Run focused micro-tests for 48 to 72 hours. Use clear names, change only one variable per test, and record CTR, view-through rate, and cost per meaningful action. If a creative cuts CPA in half, promote it. If nothing performs, iterate on the creative not the budget; more money amplifies both winners and losers.
Scale with rules: duplicate winning ads into new campaigns, then increase budgets by 20 to 40 percent per day rather than blasting them. Funnel 10 to 30 percent of your growing budget into influencer tests and cross-channel plays. Keep a simple ladder sheet with spend, CPA, follower lift, and day-7 retention to decide when to top up toward 5k. Small, disciplined experiments protect cash and teach you what to scale.
Attribution does not need to feel like decoding hieroglyphics at 2 a.m.

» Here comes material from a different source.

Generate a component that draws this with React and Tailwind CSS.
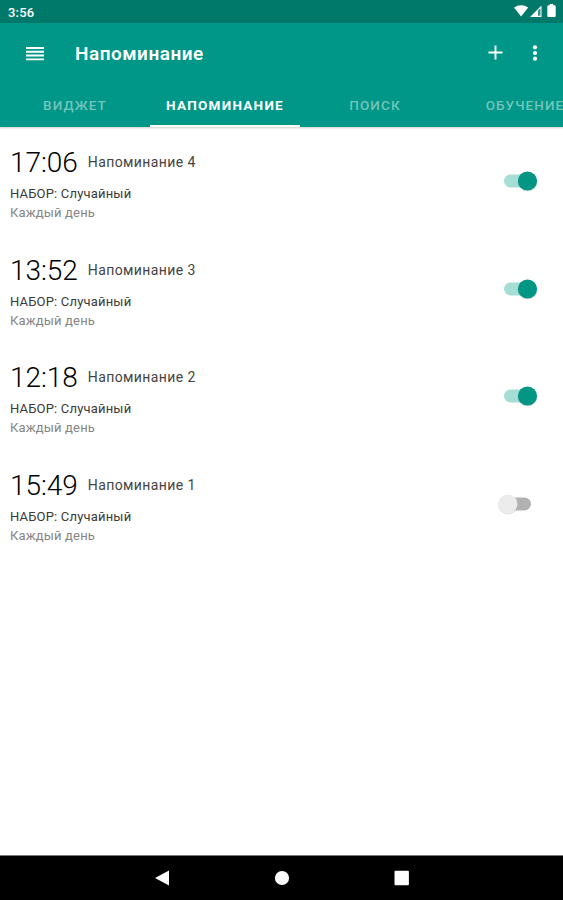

Start with two pragmatic muscles you can actually use tomorrow: disciplined UTM naming and tiny, realistic lift tests. Together they will tell you which paid pushes truly brought attention and which simply made noise.
UTM hygiene is boring and brilliant. Commit to a lowercase, no-spaces convention for utm_source, utm_medium, and utm_campaign, and use utm_content to label creatives or influencer IDs. Keep a central sheet or template so everyone tags the same way; a single typo will fracture your data into 17 tiny campaigns you cannot analyze.
Lift tests are your reality check. Pick a control group (5–15% of your audience), exclude them from the promotion, and run the test long enough to smooth out daily variance (usually 7–14 days). Measure lift on a single, business-relevant KPI — purchases, leads, or revenue per visitor — and compare uplifts instead of raw click counts.
Combine both: tag each creative and influencer link with unique UTMs, rotate variants across cohorts, and hold out the control. If you can, capture conversion events server-side so ad platform attribution does not steal credit. Watch for cannibalization when one channel simply shifts clicks from another.
Quick play: standardize UTMs today, assign a clear KPI for every campaign, and run a small holdout on the next push. If the uplift is real and the cost per incremental conversion is sensible, scale. If not, you just bought attention, not customers — and that is a lesson worth paying for once, not twice.